> _What to produce_
Report, word for word, every line of the material that contains "this".

[Records with interface code]
....................

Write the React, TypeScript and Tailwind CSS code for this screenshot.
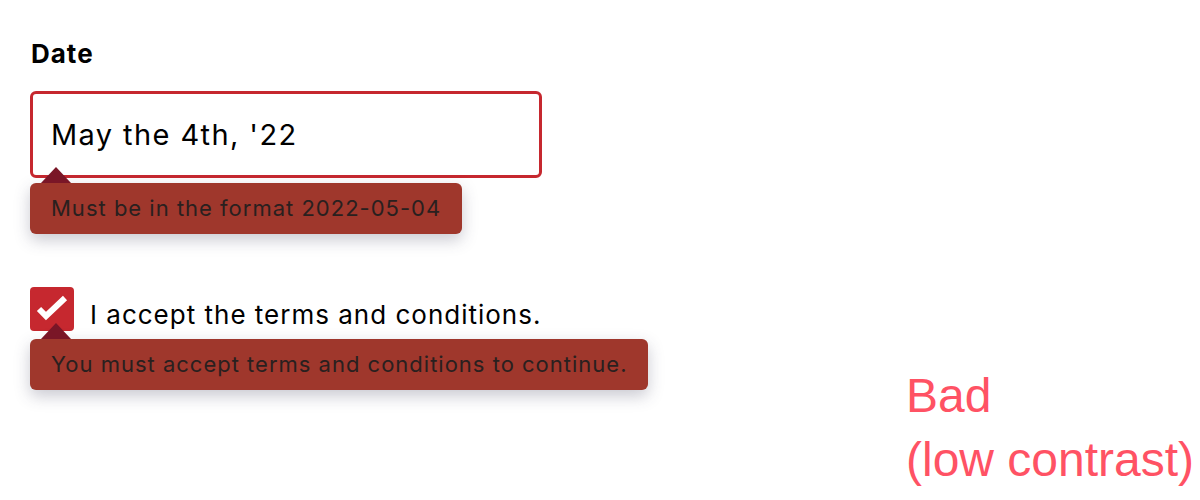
import React from "react";

function Tip({ children }: { children: React.ReactNode }) {
  return (
    <div className="relative">
      <div className="absolute left-[11px] top-[-16px] w-0 h-0 border-l-[15px] border-r-[15px] border-b-[16px] border-l-transparent border-r-transparent border-b-[#7a1627]" />
      <div className="inline-flex items-center h-[51px] px-[21px] rounded-[6px] bg-[#9f372c] text-[#29201f] text-[22px] tracking-[1px] shadow-[0_6px_16px_rgba(60,60,90,0.28)]">
        {children}
      </div>
    </div>
  );
}

export default function App() {
  return (
    <div className="w-[1200px] h-[500px] bg-white flex" style={{ fontFamily: "Inter, 'Noto Sans', sans-serif" }}>
      <div className="pl-[30px] pt-[39px] flex flex-col w-[870px]">
        <label className="text-[26px] font-bold text-black leading-[30px] tracking-[1px] pl-[1px]">Date</label>
        <div className="mt-[22px] w-[512px] h-[87px] border-[3px] border-[#c6282f] rounded-[6px] flex items-center pl-[18px]">
          <span className="text-[29px] tracking-[1.4px] text-black">May the 4th, '22</span>
        </div>
        <div className="mt-[5px]">
          <Tip>Must be in the format 2022-05-04</Tip>
        </div>
        <div className="mt-[53px] flex items-center gap-[16px] h-[44px]">
          <div className="w-[44px] h-[44px] rounded-[4px] bg-[#c6282f] shrink-0">
            <svg width="44" height="44" viewBox="0 0 44 44">
              <path d="M9 22 L16 29 L35 11" fill="none" stroke="white" strokeWidth="6" strokeLinecap="butt" strokeLinejoin="miter" />
            </svg>
          </div>
          <span className="text-[26px] leading-[32px] tracking-[1px] text-black mt-[12px]">I accept the terms and conditions.</span>
        </div>
        <div className="mt-[8px]">
          <Tip>You must accept terms and conditions to continue.</Tip>
        </div>
      </div>
      <div className="self-end pb-[8px] ml-[36px] text-[48px] leading-[64px] text-[#ff5264]" style={{ fontFamily: "'Liberation Sans', Arial, sans-serif" }}>
        <div>Bad</div>
        <div>(low contrast)</div>
      </div>
    </div>
  );
}
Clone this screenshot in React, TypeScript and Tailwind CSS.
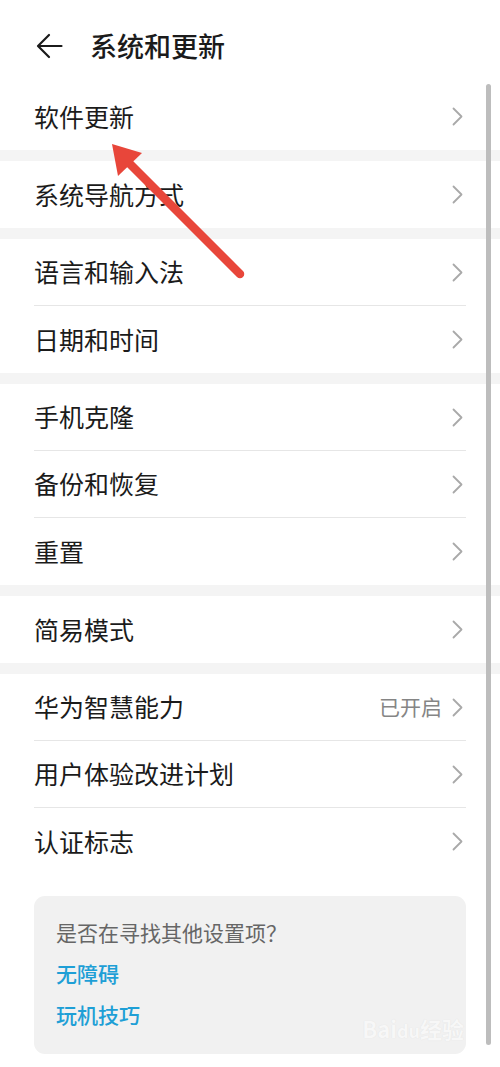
import React from "react";

type Row = { label: string; value?: string };

const groups: Row[][] = [
	[{ label: "软件更新" }],
	[{ label: "系统导航方式" }],
	[{ label: "语言和输入法" }, { label: "日期和时间" }],
	[{ label: "手机克隆" }, { label: "备份和恢复" }, { label: "重置" }],
	[{ label: "简易模式" }],
	[
		{ label: "华为智慧能力", value: "已开启" },
		{ label: "用户体验改进计划" },
		{ label: "认证标志" },
	],
];

function Chevron() {
	return (
		<svg width="11" height="19" viewBox="0 0 11 19" fill="none" className="shrink-0">
			<polyline
				points="1.5,1.5 9.5,9.5 1.5,17.5"
				stroke="#a9a9a9"
				strokeWidth="1.8"
				strokeLinecap="round"
				strokeLinejoin="round"
			/>
		</svg>
	);
}

function SettingRow({ row, last }: { row: Row; last: boolean }) {
	return (
		<div className="px-[34px]">
			<div
				className={
					"h-[67px] flex items-center justify-between " +
					(last ? "" : "border-b border-[#e6e6e6]")
				}
			>
				<span className="text-[25px] text-[#1b1b1b]">{row.label}</span>
				<div className="flex items-center gap-[10px] pr-[3px]">
					{row.value && (
						<span className="text-[21px] text-[#858585]">{row.value}</span>
					)}
					<Chevron />
				</div>
			</div>
		</div>
	);
}

export default function App() {
	return (
		<div
			className="relative w-[500px] h-[1067px] bg-white overflow-hidden"
			style={{ fontFamily: '"Noto Sans CJK SC", "Noto Sans", sans-serif' }}
		>
			{/* header */}
			<div className="h-[83px] flex items-center pl-[36px] pt-[9px]">
				<svg width="27" height="26" viewBox="0 0 27 26" fill="none">
					<path
						d="M25.5 13H2.5M13 2L2 13L13 24"
						stroke="#1b1b1b"
						strokeWidth="2.2"
						strokeLinecap="round"
						strokeLinejoin="round"
					/>
				</svg>
				<span className="ml-[27px] text-[27px] font-medium text-[#1b1b1b]">
					系统和更新
				</span>
			</div>

			{groups.map((g, gi) => (
				<div key={gi}>
					{gi > 0 && <div className="h-[11px] bg-[#f4f4f4]" />}
					{g.map((row, ri) => (
						<SettingRow key={row.label} row={row} last={ri === g.length - 1} />
					))}
				</div>
			))}

			{/* other settings card */}
			<div className="mx-[34px] mt-[21px] w-[432px] h-[158px] rounded-[11px] bg-[#f1f1f1] px-[22px] pt-[22px] flex flex-col gap-[13px]">
				<span className="text-[21px] leading-[28px] text-[#666666]">
					是否在寻找其他设置项？
				</span>
				<span className="text-[21px] leading-[28px] font-medium text-[#1e9fd6]">
					无障碍
				</span>
				<span className="text-[21px] leading-[28px] font-medium text-[#1e9fd6]">
					玩机技巧
				</span>
			</div>

			{/* scrollbar */}
			<div className="absolute left-[486px] top-[84px] w-[5px] h-[961px] rounded-full bg-[#bdbdbd]" />

			{/* watermark */}
			<div className="absolute right-[36px] bottom-[22px] text-[22px] font-bold text-[#f7f7f7] [text-shadow:0_0_1px_#dedede]">
				Bai<span className="text-[18px]">du</span>经验
			</div>

			{/* red annotation arrow */}
			<svg className="absolute left-0 top-0" width="500" height="300" viewBox="0 0 500 300">
				<line
					x1="240"
					y1="274"
					x2="124"
					y2="158"
					stroke="#e8463a"
					strokeWidth="8.5"
					strokeLinecap="round"
				/>
				<polygon points="112,144 142,153 118,176" fill="#e8463a" />
			</svg>
		</div>
	);
}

....................

> _Response_
Write the React, TypeScript and Tailwind CSS code for this screenshot.
Clone this screenshot in React, TypeScript and Tailwind CSS.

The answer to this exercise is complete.